In the midst of his grief, Mr. Elmes continued trying to press for some movement on the case, however conversations with the detectives assigned to the matter, senior police officers, and Department of Justice officials had all fizzled out by the middle of last year, with all his expressed concerns about the nuances of the case receiving “dead air”.‌

Even an attempt to lodge an official complaint was stymied, with Internal Affairs declining to take up the matter and even declining to put their decision on the record, instead delivering the bad news over the phone, Mr. Elmes said. He says his family has been failed twice by authorities — once in his father’s yet-to-be-solved murder, and now with his brother’s matter. “We are disappointed,” he said. “We have been let down, [we’re] just waiting to be picked up and just hear some twist or lead in an investigation. We don’t even get that, it’s just a failure. It feels like we have been failed by the Virgin Islands government,” he lamented.

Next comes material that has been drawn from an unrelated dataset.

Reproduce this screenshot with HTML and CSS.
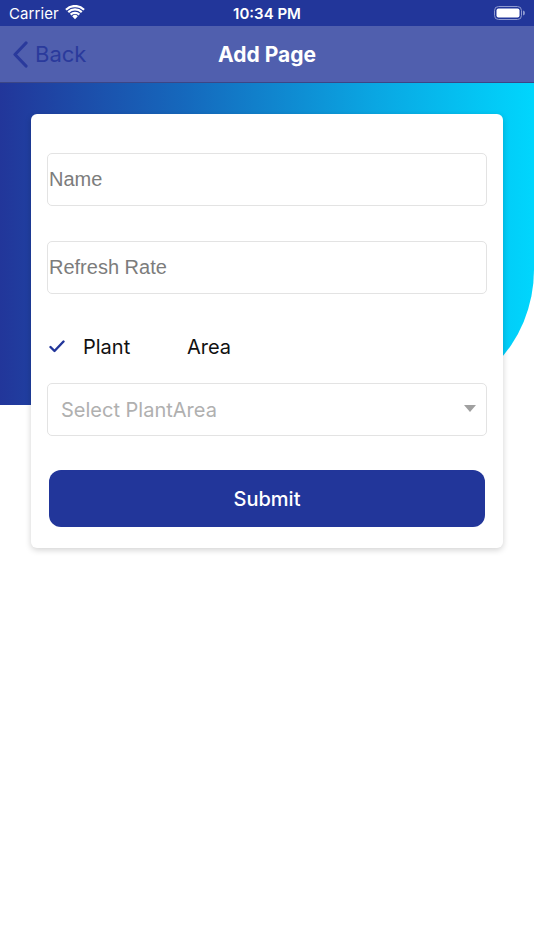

The family has been struggling since the death of the oldest son. “I’ve just been struggling with finding balance and grieving and acceptance. When he was here, it was balanced,” Mr. Elmes said, his voice cracking with emotion. With no closure and no justice for his brother, “I don’t think we’re able to heal….I don’t even want to speak about my mom…that’s her first,” he disclosed. “It’s just always gonna be hard every year, every birthday, every celebration.”

The Consortium has reached out to the VIPD for comment, which was not forthcoming as of press time.